What Wright wants is a chance to sit down with De La Hoya and have a face-to-face, a little discussion about the future of the junior-middleweight division.

"I’d love to sit down with him and say, ‘Look, Oscar, we need to make this thing happen.’ But they just don’t want this fight."

Arum says Wright doesn’t sell well. He’s not a big name, not a cash cow, so they’ll pass on the fight.

Of course, Yory Boy Campas isn’t a name you hear bantered about the dinner table. He doesn‘t appear in any "Drink milk ads," and he hasn’t sat down recently on the set of The Best Damn Sports Show, Period.

But he’s fighting De La Hoya for the WBC and WBA belts.

"People know who I am," said Wright, who is promoted by WBA heavyweight champ Roy Jones Jr., and has fought on Jones’ undercard. "And people know I can fight. They know I don’t shy away from tough fights."

You can’t blame De La Hoya or Arum for avoiding him. Wright is a tough fight. A southpaw, he can make you look silly if you give him the chance.
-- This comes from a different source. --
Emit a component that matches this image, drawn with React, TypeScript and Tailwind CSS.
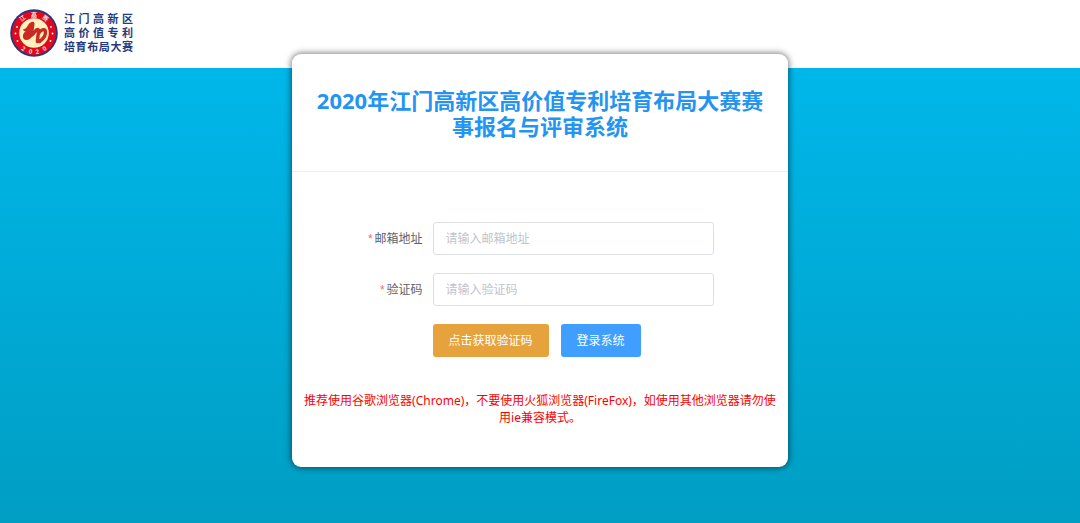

His three losses have all been by decision, and they include majority decision losses to Fernando Vargas and Harry Simon.

"I know I beat Vargas," said Wright, who isn’t alone in his assessment of their fight. "And if I can’t fight Oscar, I’d like to fight Vargas again or maybe Bernard (Hopkins)."

Yeah, but fighting anyone but De La Hoya would be like settling for a hamburger when you’re in the mood for a T-bone steak and hash browns.

"People know what they’ll get from me," Wright said. "They know I always come to fight."

That’s why he’s the loneliest guy in the house.